Zero-to-One: Standing Up Your Incident Management Program in 15 Minutes
Are you part of a small company that knows you should have an incident management program but keeps putting it off because it seems overwhelming? This blog post is for you. This post will show you how to implement an effective incident management program in 15 minutes. Follow these exact steps, stay focused, and you'll be ready to handle incidents confidently.
Step 0: Required Tools
To move quickly, I have several assumptions about technology in this blog post. You can swap them out with your tool of choice, but from here on out, I’ll be referencing the following:
Slack for team communication.
Google Workspace for spreadsheets and documentation.
You have a Slack alias for your engineering team: @engineering-team
Step 1: Set Up Communication Channels
Instructions:
Create a Slack channel named
#incidents
.
Step 2: Copy and paste my Google Doc starter folder for postmortems
Instructions:
Go to this Google folder and make a copy in your workspace.
Share the folder with your organization.
Add it as a bookmark in your new incidents channel
Step 3: Review the spreadsheet and postmortem template
Instructions:
Open the Incident Tracker spreadsheet. The goal of this spreadsheet is to ensure that postmortem action items are completed.
Open up the example incident titled “2024-04-11 Temporarily Lost All User Data.” This will give you an idea of what a lightweight incident postmortem could look like.
Step 4: Go Live
Instructions:
While most instructions suggest running a mock incident, I think you’ll be OK as long as you’re sure people know how to page you. Beyond that, you can learn as you go.
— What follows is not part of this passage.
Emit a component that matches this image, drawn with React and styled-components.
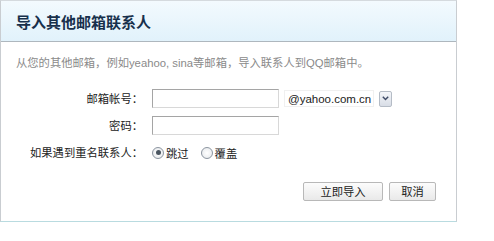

Send the following two messages to your entire organization and engineering team.
Message to General Team
Invite your entire org to the #incidents channel and send them the following:
Hi Team,
The goal of this message is to give everyone a quick primer on our incident management process. First, some definitons:
- **Incident**: Any event that disrupts or could disrupt service. When in doubt, assume it's an incident.
- **Major Incident**: A disruption affecting more than 50% of users.
For reporting and managing incidents, we will use this channel.
- For Major Incidents, please call my cell phone at 555-555-5555 and if I don't pick up, please call Sarah's cell phone at 555-555-5555. When in doubt, please call. We can calibrate over time,
- For Non-Major Incidents, please tag @engineering-team in this channel and we will triage the incident as quickly as possible.
Again, when in doubt, assume it's an incident.
Note: This message assumes that you don’t already have something like pagerduty set up. If you do, swap up the cell phone instructions with instructions on how to trigger the pager.
Message to Engineering Team
Send the following message to your engineering team slack channel:
Hi Engineering Team,
We are implementing a new incident management system to streamline our response process. Here’s how we will manage incidents:
**Process**:
1. **Responding To An Incident**: Incidents don't happen often so let's be greedy with involving people. When an incident is identified, we should minimally have two people pairing on resolution. You should decide up front who you believe will take the majority of the actions (Responder) and who will ensure that the rest of the organization is kept informed (Incident Commander / Scribe).
2. **Live Updates**: Use the #incidents slack channel for live updates during an incident.
- For now, please be sure to provide updates at least every 15 minutes.
3. **Postmortem**: After resolving an incident, use the following template for postmortem analysis. Feel free to have the postmortem right away or schedule 30 minutes in the coming days: [Insert Postmortem Google Doc Template Link]
Please take 15 minutes to review these materials and be prepared to follow this process during incidents. Feel free to comment on this message for any clarifications.
Step 5: Periodic Spreadsheet Check-ins
To ensure accountability to your postmortem process, as the owner of the incident management process, you should schedule a 15-minute meeting with yourself once per month to review the spreadsheet and ensure the assigned action items are being completed. Expect that you’ll have to nudge people.
That’s it!
By following these steps and using the provided templates and messages, you can quickly establish a simple yet effective incident management program and ensure your team is ready to handle incidents efficiently.
As you go deeper, pagerduty has a fantastic resource to level up various aspects of your incident management program: https://response.pagerduty.com/